When I finally became a test manager back then, I had a mentor in the first couple of months pushing me to become a good test manager. But my mentor left the project and I was there on my own again. The following 4 years, I was a coach for new test managers, the go-to-guy for nearly the complete project and also some other departments we were working with and even the customer. But no one was there to guide me, no one to challenge me, but myself. Nearly 10 years in testing and managing and no I idea what I was doing, because I was not really that good, better than many others maybe, but not good.

What I realized only over the last year is what my problem was. I was a more or less context-driven tester and test manager, loving to explore, learning, adapting to the current situation, caught in the processes and demands of a 50-70 people test factory. I was not able to understand that problem, and why I was mostly frustrated for the last two to three years in that project. And the ancient processes forbid to act context-driven. And if it wasn’t the process, then it was the team that refused to change. So I finally left.

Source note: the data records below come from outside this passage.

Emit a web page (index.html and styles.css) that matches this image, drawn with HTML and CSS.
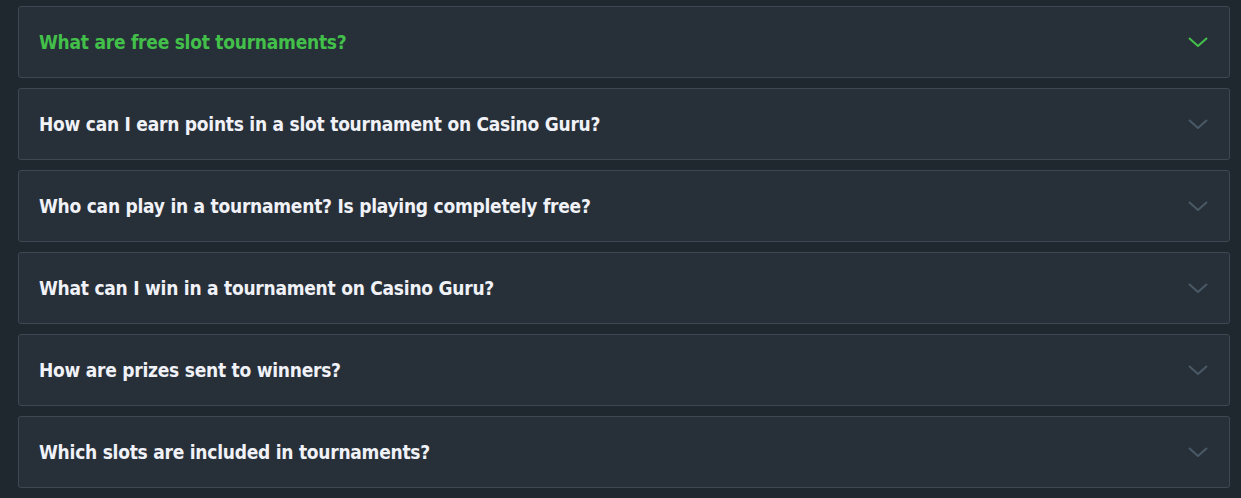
FILE: index.html
```html
<!DOCTYPE html>
<html>
<head>
<meta charset="utf-8">
<link rel="stylesheet" href="styles.css">
</head>
<body>
<div class="faq">
  <div class="item open"><span class="q">What are free slot tournaments?</span><svg class="chev" viewBox="0 0 20 10" width="20" height="10"><path d="M1 1 L10 9 L19 1" fill="none" stroke="currentColor" stroke-width="2"/></svg></div>
  <div class="item"><span class="q">How can I earn points in a slot tournament on Casino Guru?</span><svg class="chev" viewBox="0 0 20 10" width="20" height="10"><path d="M1 1 L10 9 L19 1" fill="none" stroke="currentColor" stroke-width="2"/></svg></div>
  <div class="item"><span class="q">Who can play in a tournament? Is playing completely free?</span><svg class="chev" viewBox="0 0 20 10" width="20" height="10"><path d="M1 1 L10 9 L19 1" fill="none" stroke="currentColor" stroke-width="2"/></svg></div>
  <div class="item"><span class="q">What can I win in a tournament on Casino Guru?</span><svg class="chev" viewBox="0 0 20 10" width="20" height="10"><path d="M1 1 L10 9 L19 1" fill="none" stroke="currentColor" stroke-width="2"/></svg></div>
  <div class="item"><span class="q">How are prizes sent to winners?</span><svg class="chev" viewBox="0 0 20 10" width="20" height="10"><path d="M1 1 L10 9 L19 1" fill="none" stroke="currentColor" stroke-width="2"/></svg></div>
  <div class="item"><span class="q">Which slots are included in tournaments?</span><svg class="chev" viewBox="0 0 20 10" width="20" height="10"><path d="M1 1 L10 9 L19 1" fill="none" stroke="currentColor" stroke-width="2"/></svg></div>
</div>
</body>
</html>
```
FILE: styles.css
```css
html, body { margin: 0; background: #1f272f; }
body { padding: 6px 11px 0 18px; }
.faq { display: flex; flex-direction: column; gap: 10px; }
.item {
  display: flex; align-items: center; justify-content: space-between;
  height: 72px; box-sizing: border-box;
  background: #273039; border: 1px solid #3d4852; border-radius: 3px;
  padding: 0 21px 0 20px;
}
.q {
  font-family: "DejaVu Sans Condensed", "DejaVu Sans", sans-serif;
  font-weight: bold; font-size: 19px; letter-spacing: -0.25px; color: #f0f2f7;
}
.chev { color: #4a5966; display: block; }
.open .q, .open .chev { color: #43c04a; }
```
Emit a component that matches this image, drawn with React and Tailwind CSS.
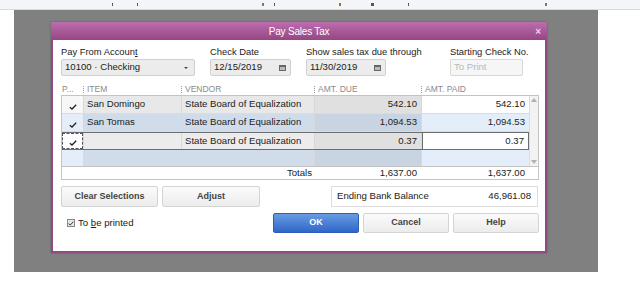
import React from "react";

const F = { fontFamily: '"Liberation Sans", Arial, sans-serif' };

function Check() {
  return (
    <svg width="8" height="6" viewBox="0 0 8 6" className="block">
      <path d="M0.8 3.2 L3 5 L7.2 0.8" stroke="#222" strokeWidth="1.3" fill="none" />
    </svg>
  );
}

function Sep() {
  return <span className="inline-block w-px h-[7px] border-l border-dotted border-[#999] mr-[3px]" />;
}

function CalIcon() {
  return (
    <svg width="7" height="6" viewBox="0 0 7 6" className="block">
      <rect x="0" y="0" width="7" height="6" fill="#666" />
      <rect x="1" y="2" width="5" height="3" fill="#bbb" />
    </svg>
  );
}

const rows = [
  { item: "San Domingo", due: "542.10", paid: "542.10", kind: "gray" },
  { item: "San Tomas", due: "1,094.53", paid: "1,094.53", kind: "blue" },
  { item: "", due: "0.37", paid: "0.37", kind: "sel" },
  { item: "", due: "", paid: "", kind: "blue", empty: true },
];

export default function App() {
  return (
    <div className="w-[640px] h-[287px] bg-white overflow-hidden text-[#222]" style={F}>
      <div className="h-[10px] bg-[#f3f5f9] border-b border-[#d6dce4] flex items-center">
        <span className="ml-[112px] w-px h-[3px] bg-[#555]" />
        <span className="ml-[24px] w-px h-[3px] bg-[#555]" />
        <span className="ml-[124px] w-[2px] h-[3px] bg-[#777]" />
        <span className="ml-[10px] w-px h-[3px] bg-[#555]" />
        <span className="ml-[64px] w-[2px] h-[3px] bg-[#a07020]" />
        <span className="ml-[30px] w-[3px] h-[3px] bg-[#555]" />
        <span className="ml-[34px] w-px h-[3px] bg-[#555]" />
        <span className="ml-[136px] w-[2px] h-[3px] bg-[#777]" />
      </div>
      <div className="ml-[14px] w-[584px] h-[262px] bg-[#808080] pt-[12px] pl-[37px]">
        <div className="w-[496px] h-[231px] flex flex-col shadow-[0_0_2px_rgba(0,0,0,0.3)]">
          <div className="h-[18px] bg-gradient-to-b from-[#bb6dae] to-[#964682] rounded-t-[2px] flex items-center justify-center relative">
            <span className="text-white text-[10px] tracking-[-0.2px]">Pay Sales Tax</span>
            <span className="absolute right-[6px] top-[2px] text-[#e8d4e4] text-[10px] font-bold">×</span>
          </div>
          <div className="flex-1 bg-white border-x-2 border-b-2 border-[#8f4a86] pl-[8px] pr-[6px] pt-[6px] text-[9.6px]">
            {/* labels */}
            <div className="flex h-[12px] items-center text-[9.4px]">
              <div className="w-[149px]">Pay From Accoun<span className="underline">t</span></div>
              <div className="w-[96px]">Check Date</div>
              <div className="w-[144px]">Show sales tax due through</div>
              <div>Starting Check No.</div>
            </div>
            {/* inputs */}
            <div className="flex h-[17px] mt-[1px]">
              <div className="w-[134px] bg-[#ececec] border border-[#d0d0d0] rounded-[2px] flex items-center justify-between pl-[3px] pr-[6px]">
                <span>10100 · Checking</span>
                <span className="w-0 h-0 border-l-[2px] border-r-[2px] border-t-[2px] border-l-transparent border-r-transparent border-t-[#444]" />
              </div>
              <div className="w-[81px] ml-[15px] bg-[#ececec] border border-[#d0d0d0] rounded-[2px] flex items-center justify-between pl-[3px] pr-[4px]">
                <span>12/15/2019</span>
                <CalIcon />
              </div>
              <div className="w-[80px] ml-[15px] bg-[#ececec] border border-[#d0d0d0] rounded-[2px] flex items-center justify-between pl-[3px] pr-[4px]">
                <span>11/30/2019</span>
                <CalIcon />
              </div>
              <div className="w-[73px] ml-[64px] bg-[#f6f6f6] border border-[#d8d8d8] rounded-[2px] flex items-center pl-[3px] text-[#b8b8b8]">
                To Print
              </div>
            </div>
            {/* header */}
            <div className="flex h-[12px] mt-[7px] items-center text-[8.5px] text-[#8a8a8a] uppercase">
              <div className="w-[22px] pl-[1px]">P...</div>
              <div className="w-[98px] flex items-center"><Sep />ITEM</div>
              <div className="w-[133px] flex items-center"><Sep />VENDOR</div>
              <div className="w-[107px] flex items-center"><Sep />AMT. DUE</div>
              <div className="flex items-center"><Sep />AMT. PAID</div>
            </div>
            {/* table */}
            <div className="w-[478px] border border-[#c4c4c4] flex">
              <div className="w-[467px] flex flex-col">
                {rows.map((r, i) => {
                  const h = i === 3 ? "h-[16px]" : "h-[18px]";
                  const blue = r.kind === "blue";
                  const sel = r.kind === "sel";
                  const chk = blue ? "bg-[#e4edf9]" : "bg-[#f7f7f7]";
                  const mid = blue ? "bg-[#d0dcea]" : sel ? "bg-[#ececec]" : "bg-[#e8e8e8]";
                  const due = blue ? "bg-[#c9d4e2]" : "bg-[#e0e0e0]";
                  const paid = blue ? "bg-[#e4eefb]" : "bg-white";
                  return (
                    <div
                      key={i}
                      className={`flex ${h} ${sel ? "border-y border-[#6d6d6d]" : i < 3 ? "border-b border-[#dcdcdc]" : ""}`}
                    >
                      <div className={`w-[22px] ${chk} border-r border-[#d8d8d8] flex items-center justify-center`}>
                        {sel ? (
                          <div className="w-[21px] h-[16px] border border-dashed border-[#555] bg-white flex items-center justify-center">
                            <div className="pt-[3px]"><Check /></div>
                          </div>
                        ) : r.empty ? null : (
                          <div className="pt-[4px]"><Check /></div>
                        )}
                      </div>
                      <div className={`w-[98px] ${mid} border-r border-[#d8d8d8] pl-[3px] ${i === 1 ? "pt-[1px]" : "flex items-center"}`}>
                        {r.item}
                      </div>
                      <div className={`w-[133px] ${mid} border-r border-[#d8d8d8] pl-[3px] flex items-center`}>
                        {r.empty ? "" : "State Board of Equalization"}
                      </div>
                      <div className={`w-[107px] ${due} border-r border-[#d8d8d8] pr-[4px] flex items-center justify-end`}>
                        {r.due}
                      </div>
                      <div className={`flex-1 ${paid} pr-[4px] flex items-center justify-end ${sel ? "border border-[#6d6d6d] -my-px" : ""}`}>
                        {r.paid}
                      </div>
                    </div>
                  );
                })}
              </div>
              <div className="flex-1 bg-[#f2f2f2] border-l border-[#dcdcdc] flex flex-col items-center justify-between py-[2px]">
                <span className="w-0 h-0 border-l-[3px] border-r-[3px] border-b-[4px] border-l-transparent border-r-transparent border-b-[#b0b0b0]" />
                <span className="w-0 h-0 border-l-[3px] border-r-[3px] border-t-[4px] border-l-transparent border-r-transparent border-t-[#b0b0b0]" />
              </div>
            </div>
            {/* totals */}
            <div className="w-[478px] h-[13px] border-x border-b border-[#c4c4c4] flex items-center">
              <div className="w-[253px] text-right pr-[3px]">Totals</div>
              <div className="w-[107px] text-right pr-[5px]">1,637.00</div>
              <div className="w-[106px] text-right pr-[3px]">1,637.00</div>
            </div>
            {/* buttons row */}
            <div className="flex h-[21px] mt-[6px]">
              <div className="w-[97px] border border-[#d4d4d4] rounded-[2px] bg-gradient-to-b from-[#fbfbfb] to-[#ececec] flex items-center justify-center font-bold text-[9px] text-[#444]">
                Clear Selections
              </div>
              <div className="w-[98px] ml-[4px] border border-[#d4d4d4] rounded-[2px] bg-gradient-to-b from-[#fbfbfb] to-[#ececec] flex items-center justify-center font-bold text-[9px] text-[#444]">
                Ad<span className="underline">j</span>ust
              </div>
              <div className="w-[207px] ml-[71px] border border-[#dcdcdc] flex items-center justify-between pl-[5px] pr-[6px]">
                <span>Ending Bank Balance</span>
                <span>46,961.08</span>
              </div>
            </div>
            {/* bottom row */}
            <div className="flex h-[20px] mt-[6px]">
              <div className="w-[212px] flex items-center pl-[6px]">
                <div className="w-[8px] h-[8px] border border-[#888] bg-[#e8e8e8] flex items-center justify-center mr-[3px]">
                  <svg width="6" height="5" viewBox="0 0 6 5"><path d="M0.6 2.6 L2.3 4 L5.4 0.7" stroke="#333" strokeWidth="1" fill="none" /></svg>
                </div>
                <span>To <span className="underline">b</span>e printed</span>
              </div>
              <div className="w-[86px] rounded-[2px] border border-[#2d5fb8] bg-gradient-to-b from-[#6a9be2] to-[#2f66c9] flex items-center justify-center font-bold text-[9px] text-white">
                OK
              </div>
              <div className="w-[86px] ml-[4px] border border-[#d4d4d4] rounded-[2px] bg-gradient-to-b from-[#fbfbfb] to-[#ececec] flex items-center justify-center font-bold text-[9px] text-[#444]">
                Cancel
              </div>
              <div className="w-[86px] ml-[4px] border border-[#d4d4d4] rounded-[2px] bg-gradient-to-b from-[#fbfbfb] to-[#ececec] flex items-center justify-center font-bold text-[9px] text-[#444]">
                Help
              </div>
            </div>
          </div>
        </div>
      </div>
    </div>
  );
}
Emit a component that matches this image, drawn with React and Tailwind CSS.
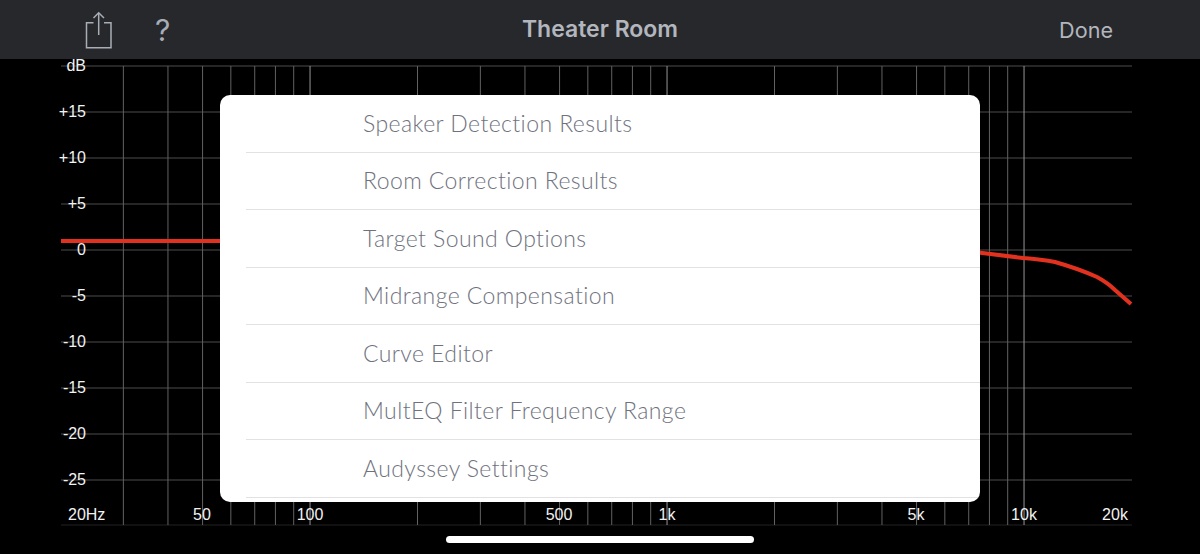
const FREQS = [
  30, 40, 50, 60, 70, 80, 90, 200, 300, 400, 500, 600, 700, 800, 900, 2000, 3000, 4000, 5000, 6000,
  7000, 8000, 9000,
];
const DECADES = [100, 1000, 10000];
const LEVELS = [7, 53, 99, 145, 191, 237, 283, 329, 375, 421];
const DB_LABELS = ["dB", "+15", "+10", "+5", "0", "-5", "-10", "-15", "-20", "-25"];
const HZ_LABELS = [
  ["50", 202],
  ["100", 310],
  ["500", 559],
  ["1k", 667],
  ["5k", 916],
  ["10k", 1024],
  ["20k", 1115],
];
const MENU = [
  "Speaker Detection Results",
  "Room Correction Results",
  "Target Sound Options",
  "Midrange Compensation",
  "Curve Editor",
  "MultEQ Filter Frequency Range",
  "Audyssey Settings",
];

const freqX = (f) => 60.5 + 357 * Math.log10(f / 20);

const Chart = () => (
  <svg viewBox="0 0 1200 495" className="block overflow-visible w-[1200px] h-[495px] font-['Liberation_Sans',sans-serif]">
    {LEVELS.map((y) => (
      <line key={y} x1="61" x2="1132" y1={y} y2={y} stroke="#4c4c4c" />
    ))}
    <line x1="61" x2="1132" y1="466" y2="466" stroke="#222" />
    {FREQS.map((f) => (
      <line key={f} x1={freqX(f)} x2={freqX(f)} y1="7" y2="466" stroke="#626262" />
    ))}
    {DECADES.map((f) => (
      <line key={f} x1={freqX(f)} x2={freqX(f)} y1="7" y2="466" stroke="#969696" />
    ))}
    <path d="M61 182 H230" fill="none" stroke="#e2321f" strokeWidth="4" />
    <path
      d="M970 192.5 L1023 199 Q1042 200.5 1055 203 Q1078 209.5 1097 218 Q1108 224 1115 231 L1131 245"
      fill="none"
      stroke="#e2321f"
      strokeWidth="4"
    />
    {DB_LABELS.map((label, i) => (
      <text key={label} x="86" y={LEVELS[i] + 5} textAnchor="end" fontSize="16" fill="#f2f2f2">
        {label}
      </text>
    ))}
    <text x="68" y="461" fontSize="16" fill="#f2f2f2">
      20Hz
    </text>
    {HZ_LABELS.map(([label, x]) => (
      <text key={label} x={x} y="461" textAnchor="middle" fontSize="16" fill="#f2f2f2">
        {label}
      </text>
    ))}
  </svg>
);

const ShareIcon = () => (
  <svg width="28" height="38" viewBox="0 0 28 38" fill="none" stroke="#a9adb5" strokeWidth="1.5">
    <path d="M8.5 11.7 H1.5 V36.7 H26 V11.7 H19" />
    <path d="M13.7 24 V2" />
    <path d="M8.5 7 L13.7 1.8 L19 7" />
  </svg>
);

export default function App() {
  return (
    <div className="relative w-[1200px] h-[554px] overflow-hidden bg-black">
      <header className="flex items-center h-[59px] bg-[#26282c] font-['Inter',sans-serif] relative">
        <div className="flex items-center pl-[85px] w-[400px]">
          <ShareIcon />
          <span className="ml-[42px] text-[30px] leading-none text-[#a9adb5] font-['Inter',sans-serif]">?</span>
        </div>
        <h1 className="flex-1 text-center text-[23px] font-semibold text-[#b3b6bd]">Theater Room</h1>
        <div className="w-[400px] text-right pr-[87px] pt-[2px] text-[21.6px] text-[#b3b6bd]">Done</div>
      </header>

      <Chart />

      <div className="absolute left-[220px] top-[95px] w-[760px] h-[407px] overflow-hidden rounded-[10px] bg-white pl-[26px]">
        {MENU.map((item) => (
          <div
            key={item}
            className="flex items-center h-[57.5px] pl-[117px] pb-[1px] border-b border-[#e2e2e4] text-[23px] font-light tracking-[0.42px] text-[#6f727e] font-['Lato',sans-serif]"
          >
            {item}
          </div>
        ))}
      </div>

      <div className="absolute left-[446px] top-[536px] w-[308px] h-[7px] rounded-full bg-white" />
    </div>
  );
}
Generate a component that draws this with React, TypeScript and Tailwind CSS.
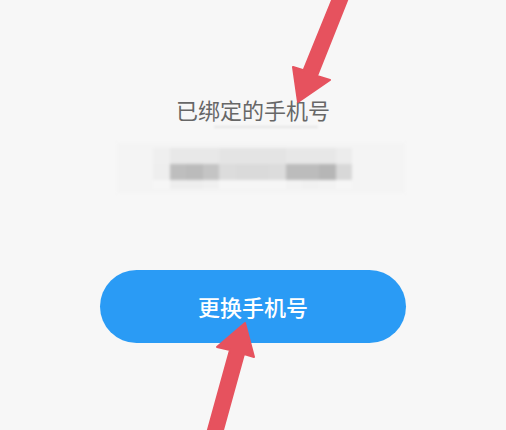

With my new job I came back to testing, and I caught the fire. I love to test. I’m not an expert or even remarkable at it, but I work on it consciously and consistently.
But again, no one in sight to learn from, at least not testing. I have several good colleagues, all of them across the ocean. The test team in Europe is me and about two to seven team members, rookies or beginners, needing guidance themselves. Again, no mentor left for me.

But I finally found my mentor. Me! I define, where I want to go, what to learn next, where I want to get better. I take my sources for improvement from the community. Anything that is shared in my timeline on Twitter I scan for interesting discussions, blogs, books and videos. There are of course several people to look up to, people of inspiration. I would love to have some budget to visit a conference, to meet some of them in person, or take the RST, or having time to take the BBST.
I found out, in the end you need to be your own mentor. Kick your own butt to learn and get better at what you do. Colleagues, coaches and mentors will help you with that, but when it comes to find and walk your way, you are on your own.

I envy companies like Moolya or the Barclays GTC or the awesome PerScholas project, because they have great people there to look up to, to follow after. But in the end, even they need to find their own way. Even those mentors can only show you the rough direction where the path is or how it might be looking like. You need to walk the path alone. If you have the chance to interact with the community or friends or colleagues, you have (changing) company on the way, helping you, pushing you forward, making it easier. But you still need to do the walking on your own.

The CDT community empowers me to be my own mentor, finding a way to define myself. I’m only at the beginning of that way, but finally I have at least the feeling to be on my way.